INFORMATION PROVIDED:

● ● ●

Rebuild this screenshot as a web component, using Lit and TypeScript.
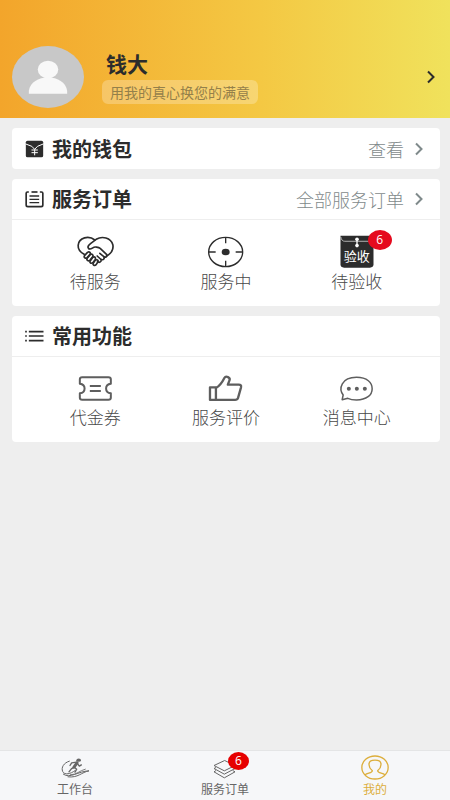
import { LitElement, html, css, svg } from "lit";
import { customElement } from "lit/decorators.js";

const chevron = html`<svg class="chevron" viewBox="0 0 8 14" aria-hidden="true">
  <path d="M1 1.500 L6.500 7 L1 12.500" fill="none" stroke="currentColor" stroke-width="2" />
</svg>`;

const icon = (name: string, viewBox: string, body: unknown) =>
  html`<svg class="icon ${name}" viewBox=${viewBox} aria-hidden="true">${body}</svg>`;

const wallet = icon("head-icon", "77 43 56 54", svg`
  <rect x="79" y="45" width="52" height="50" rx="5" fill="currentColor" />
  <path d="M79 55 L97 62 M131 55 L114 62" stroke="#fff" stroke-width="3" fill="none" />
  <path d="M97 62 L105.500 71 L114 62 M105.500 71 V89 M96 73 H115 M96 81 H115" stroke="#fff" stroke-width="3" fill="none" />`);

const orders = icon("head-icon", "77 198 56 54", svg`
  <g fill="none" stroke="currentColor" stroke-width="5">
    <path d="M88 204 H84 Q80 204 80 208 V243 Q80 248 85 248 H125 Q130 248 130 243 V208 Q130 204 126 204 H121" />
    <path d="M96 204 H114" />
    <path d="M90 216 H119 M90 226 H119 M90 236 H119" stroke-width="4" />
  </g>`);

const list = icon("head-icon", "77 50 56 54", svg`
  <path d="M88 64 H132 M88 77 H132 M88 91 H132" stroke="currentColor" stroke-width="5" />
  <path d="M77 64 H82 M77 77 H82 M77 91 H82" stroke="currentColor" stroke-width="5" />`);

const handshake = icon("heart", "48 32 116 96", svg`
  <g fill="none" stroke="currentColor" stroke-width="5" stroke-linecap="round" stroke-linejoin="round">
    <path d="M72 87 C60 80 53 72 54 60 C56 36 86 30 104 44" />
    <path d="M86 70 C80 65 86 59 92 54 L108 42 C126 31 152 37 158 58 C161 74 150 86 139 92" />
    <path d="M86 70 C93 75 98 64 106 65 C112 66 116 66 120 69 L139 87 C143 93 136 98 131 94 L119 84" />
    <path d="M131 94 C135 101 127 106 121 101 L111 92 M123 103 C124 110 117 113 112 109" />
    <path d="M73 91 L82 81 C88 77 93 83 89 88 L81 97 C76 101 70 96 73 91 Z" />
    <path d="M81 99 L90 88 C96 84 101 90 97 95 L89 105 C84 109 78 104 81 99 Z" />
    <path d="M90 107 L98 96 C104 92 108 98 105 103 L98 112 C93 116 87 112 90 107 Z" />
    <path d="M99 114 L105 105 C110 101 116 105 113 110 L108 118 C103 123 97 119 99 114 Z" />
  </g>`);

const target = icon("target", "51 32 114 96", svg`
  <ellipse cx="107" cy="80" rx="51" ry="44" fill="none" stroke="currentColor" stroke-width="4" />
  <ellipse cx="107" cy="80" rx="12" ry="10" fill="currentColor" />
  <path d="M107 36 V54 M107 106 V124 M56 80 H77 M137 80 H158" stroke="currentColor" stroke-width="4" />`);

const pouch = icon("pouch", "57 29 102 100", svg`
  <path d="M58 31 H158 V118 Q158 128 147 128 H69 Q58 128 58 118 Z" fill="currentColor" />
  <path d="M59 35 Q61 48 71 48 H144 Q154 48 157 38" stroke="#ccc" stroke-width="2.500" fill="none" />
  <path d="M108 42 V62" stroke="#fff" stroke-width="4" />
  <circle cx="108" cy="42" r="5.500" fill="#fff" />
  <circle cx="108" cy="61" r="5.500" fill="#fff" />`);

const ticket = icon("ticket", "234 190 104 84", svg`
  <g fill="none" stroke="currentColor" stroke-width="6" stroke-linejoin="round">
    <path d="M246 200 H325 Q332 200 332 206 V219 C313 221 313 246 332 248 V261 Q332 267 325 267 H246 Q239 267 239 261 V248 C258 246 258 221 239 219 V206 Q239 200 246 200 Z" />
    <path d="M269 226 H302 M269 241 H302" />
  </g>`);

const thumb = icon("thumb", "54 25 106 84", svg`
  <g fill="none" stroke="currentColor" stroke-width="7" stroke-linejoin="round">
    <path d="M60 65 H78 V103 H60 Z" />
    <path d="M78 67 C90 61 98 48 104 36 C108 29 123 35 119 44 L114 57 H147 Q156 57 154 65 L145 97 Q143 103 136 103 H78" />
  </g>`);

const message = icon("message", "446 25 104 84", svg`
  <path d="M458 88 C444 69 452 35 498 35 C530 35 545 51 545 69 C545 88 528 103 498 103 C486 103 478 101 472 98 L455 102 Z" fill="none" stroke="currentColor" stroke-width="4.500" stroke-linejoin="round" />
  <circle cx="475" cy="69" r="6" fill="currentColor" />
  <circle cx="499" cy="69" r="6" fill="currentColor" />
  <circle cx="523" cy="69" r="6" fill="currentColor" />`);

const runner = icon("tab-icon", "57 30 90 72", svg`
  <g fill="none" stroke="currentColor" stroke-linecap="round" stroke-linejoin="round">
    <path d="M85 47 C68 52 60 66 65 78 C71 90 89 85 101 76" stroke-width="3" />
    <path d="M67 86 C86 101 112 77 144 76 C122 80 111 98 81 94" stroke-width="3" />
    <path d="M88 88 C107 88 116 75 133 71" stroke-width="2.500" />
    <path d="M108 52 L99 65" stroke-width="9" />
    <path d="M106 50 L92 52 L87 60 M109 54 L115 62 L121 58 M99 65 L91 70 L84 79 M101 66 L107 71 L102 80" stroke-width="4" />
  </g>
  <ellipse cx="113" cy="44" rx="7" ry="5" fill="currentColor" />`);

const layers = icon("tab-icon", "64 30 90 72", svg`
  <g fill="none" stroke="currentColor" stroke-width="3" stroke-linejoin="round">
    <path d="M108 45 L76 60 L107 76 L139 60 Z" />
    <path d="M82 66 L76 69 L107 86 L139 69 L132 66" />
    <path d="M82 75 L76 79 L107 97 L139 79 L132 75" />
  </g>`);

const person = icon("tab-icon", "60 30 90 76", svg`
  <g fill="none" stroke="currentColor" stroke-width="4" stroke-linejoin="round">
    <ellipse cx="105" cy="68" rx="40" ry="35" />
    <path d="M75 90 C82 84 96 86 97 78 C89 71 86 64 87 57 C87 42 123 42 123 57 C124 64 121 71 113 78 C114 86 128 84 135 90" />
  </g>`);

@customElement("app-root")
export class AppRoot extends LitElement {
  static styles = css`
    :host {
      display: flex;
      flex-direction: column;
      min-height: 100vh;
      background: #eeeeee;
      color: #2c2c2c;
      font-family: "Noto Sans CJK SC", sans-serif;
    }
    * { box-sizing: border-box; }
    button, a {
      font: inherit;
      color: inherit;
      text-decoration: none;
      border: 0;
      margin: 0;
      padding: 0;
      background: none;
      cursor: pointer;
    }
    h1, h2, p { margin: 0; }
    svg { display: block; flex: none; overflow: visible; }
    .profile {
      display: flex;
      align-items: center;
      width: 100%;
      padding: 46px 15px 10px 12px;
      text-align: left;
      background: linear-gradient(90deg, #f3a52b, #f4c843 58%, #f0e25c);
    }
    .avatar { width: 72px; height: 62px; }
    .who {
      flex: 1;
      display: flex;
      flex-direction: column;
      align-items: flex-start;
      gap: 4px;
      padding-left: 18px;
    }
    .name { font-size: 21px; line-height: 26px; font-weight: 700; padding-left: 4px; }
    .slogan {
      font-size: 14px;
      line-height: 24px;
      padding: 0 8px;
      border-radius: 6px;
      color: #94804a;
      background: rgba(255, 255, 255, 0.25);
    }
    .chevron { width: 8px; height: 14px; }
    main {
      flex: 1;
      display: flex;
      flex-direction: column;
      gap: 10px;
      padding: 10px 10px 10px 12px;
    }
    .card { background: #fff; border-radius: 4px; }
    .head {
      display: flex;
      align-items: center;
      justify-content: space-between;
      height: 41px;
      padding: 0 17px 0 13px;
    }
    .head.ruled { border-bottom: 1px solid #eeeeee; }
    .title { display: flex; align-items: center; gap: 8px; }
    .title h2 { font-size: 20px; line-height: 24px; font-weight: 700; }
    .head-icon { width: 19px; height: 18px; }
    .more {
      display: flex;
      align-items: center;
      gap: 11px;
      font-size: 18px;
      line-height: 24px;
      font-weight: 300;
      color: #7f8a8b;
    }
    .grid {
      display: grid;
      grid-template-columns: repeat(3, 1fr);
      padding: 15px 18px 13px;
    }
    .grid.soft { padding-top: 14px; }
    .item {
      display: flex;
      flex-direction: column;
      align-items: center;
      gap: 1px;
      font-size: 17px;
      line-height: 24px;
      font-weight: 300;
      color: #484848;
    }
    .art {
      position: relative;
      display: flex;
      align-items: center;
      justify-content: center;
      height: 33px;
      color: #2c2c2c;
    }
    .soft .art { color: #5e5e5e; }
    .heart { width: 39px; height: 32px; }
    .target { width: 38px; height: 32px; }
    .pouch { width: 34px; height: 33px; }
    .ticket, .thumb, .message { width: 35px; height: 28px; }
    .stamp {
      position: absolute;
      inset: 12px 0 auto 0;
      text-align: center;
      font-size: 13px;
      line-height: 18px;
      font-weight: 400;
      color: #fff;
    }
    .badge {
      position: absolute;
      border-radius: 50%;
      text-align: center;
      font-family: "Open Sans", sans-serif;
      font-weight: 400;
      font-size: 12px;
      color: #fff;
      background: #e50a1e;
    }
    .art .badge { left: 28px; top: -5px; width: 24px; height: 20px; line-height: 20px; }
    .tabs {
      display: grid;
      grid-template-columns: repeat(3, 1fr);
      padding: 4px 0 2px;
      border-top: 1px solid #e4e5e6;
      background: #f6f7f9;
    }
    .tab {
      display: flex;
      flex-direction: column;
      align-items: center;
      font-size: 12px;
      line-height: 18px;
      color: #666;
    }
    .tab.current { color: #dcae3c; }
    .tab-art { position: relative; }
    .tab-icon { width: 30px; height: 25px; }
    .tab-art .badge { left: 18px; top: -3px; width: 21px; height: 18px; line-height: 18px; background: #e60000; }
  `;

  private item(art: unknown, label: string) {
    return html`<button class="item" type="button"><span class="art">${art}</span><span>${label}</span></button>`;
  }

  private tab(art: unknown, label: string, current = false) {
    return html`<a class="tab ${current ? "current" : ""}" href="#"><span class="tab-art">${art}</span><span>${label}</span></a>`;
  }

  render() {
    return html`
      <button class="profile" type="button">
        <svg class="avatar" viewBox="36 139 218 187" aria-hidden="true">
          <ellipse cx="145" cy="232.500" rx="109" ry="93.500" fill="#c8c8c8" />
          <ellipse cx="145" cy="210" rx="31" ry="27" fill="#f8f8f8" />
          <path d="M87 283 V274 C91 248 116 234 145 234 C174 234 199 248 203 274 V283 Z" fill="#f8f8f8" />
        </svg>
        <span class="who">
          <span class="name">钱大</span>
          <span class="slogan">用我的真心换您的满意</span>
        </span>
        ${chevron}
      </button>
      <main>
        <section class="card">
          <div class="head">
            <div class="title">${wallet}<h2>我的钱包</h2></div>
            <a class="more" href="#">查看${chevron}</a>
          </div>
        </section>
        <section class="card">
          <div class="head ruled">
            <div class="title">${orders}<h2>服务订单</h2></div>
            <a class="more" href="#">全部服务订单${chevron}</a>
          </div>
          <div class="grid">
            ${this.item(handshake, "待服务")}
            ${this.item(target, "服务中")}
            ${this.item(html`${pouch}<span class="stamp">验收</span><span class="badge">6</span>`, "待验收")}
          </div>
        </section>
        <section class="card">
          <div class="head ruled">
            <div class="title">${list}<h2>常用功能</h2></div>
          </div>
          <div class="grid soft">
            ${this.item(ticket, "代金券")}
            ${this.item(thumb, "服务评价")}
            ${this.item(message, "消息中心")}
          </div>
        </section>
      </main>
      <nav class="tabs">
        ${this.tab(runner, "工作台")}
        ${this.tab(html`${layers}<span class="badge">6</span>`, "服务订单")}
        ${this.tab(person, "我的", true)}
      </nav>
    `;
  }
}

● ● ●

PROBLEM TO SOLVE: Without the pictures, return the listing above from its first line through the line that has "62 L105.500 71".

PROBLEM SOLUTION:
Rebuild this screenshot as a web component, using Lit and TypeScript.
import { LitElement, html, css, svg } from "lit";
import { customElement } from "lit/decorators.js";

const chevron = html`<svg class="chevron" viewBox="0 0 8 14" aria-hidden="true">
  <path d="M1 1.500 L6.500 7 L1 12.500" fill="none" stroke="currentColor" stroke-width="2" />
</svg>`;

const icon = (name: string, viewBox: string, body: unknown) =>
  html`<svg class="icon ${name}" viewBox=${viewBox} aria-hidden="true">${body}</svg>`;

const wallet = icon("head-icon", "77 43 56 54", svg`
  <rect x="79" y="45" width="52" height="50" rx="5" fill="currentColor" />
  <path d="M79 55 L97 62 M131 55 L114 62" stroke="#fff" stroke-width="3" fill="none" />
  <path d="M97 62 L105.500 71 L114 62 M105.500 71 V89 M96 73 H115 M96 81 H115" stroke="#fff" stroke-width="3" fill="none" />`);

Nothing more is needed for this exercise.